How many men send cards and gifts to their mates on their birthdays? How many women do?

It's not unreasonable for men not to know women expect cards from their newborn babies (or, as in another thread, from their cat!)

(It's unreasonable of them not to indulge if it's been communicated to them that it's important.)

Shops yesterday, and this afternoon, full of young men who seemed unfamiliar with the concept of a supermarket (or the aisles that didn't sell crisps or alcohol) panic buying chocolate and flowers

Boomer55 · 15/03/2026 16:21

Armandi110 · 15/03/2026 10:03

Good morning and happy mother's day to all the moms out there.

AIBU to expect anything for my first mother's day? My baby is 3 months old so obviously not expecting anything from her, but some kind of acknowledgement from my husband that it's actually mother's day?

I am not a demanding person and would have been delighted with a hug and a "happy first mother's day". A box of chocolates or bunch of flowers would have been a bonus, but I wasn't expecting that. I went through IVF so it's been a long and emotional journey to get here and I spent many a mother's day in tears, so today means a lot to me. I've even had messages from friends and family wishing me a happy first mother's day.

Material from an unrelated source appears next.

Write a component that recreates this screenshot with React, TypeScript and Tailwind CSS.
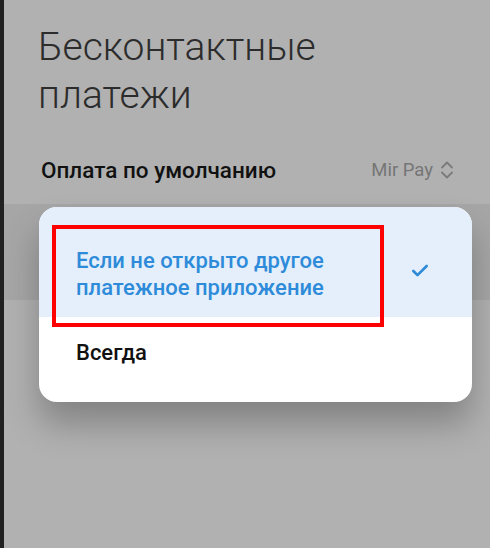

My husband has not even acknowledged the fact that it's mothers day, despite the fact he is watching Formula 1 and Lewis Hamilton just wished his mom and all the other moms a happy mothers day.

He is generally quite lacklustre in life and not one for a gesture but this has got me wondering if he is even the right person for me any more. Am I overreacting?

You’re not his mother. Best wait until your child is old enough to fo it on their own bat.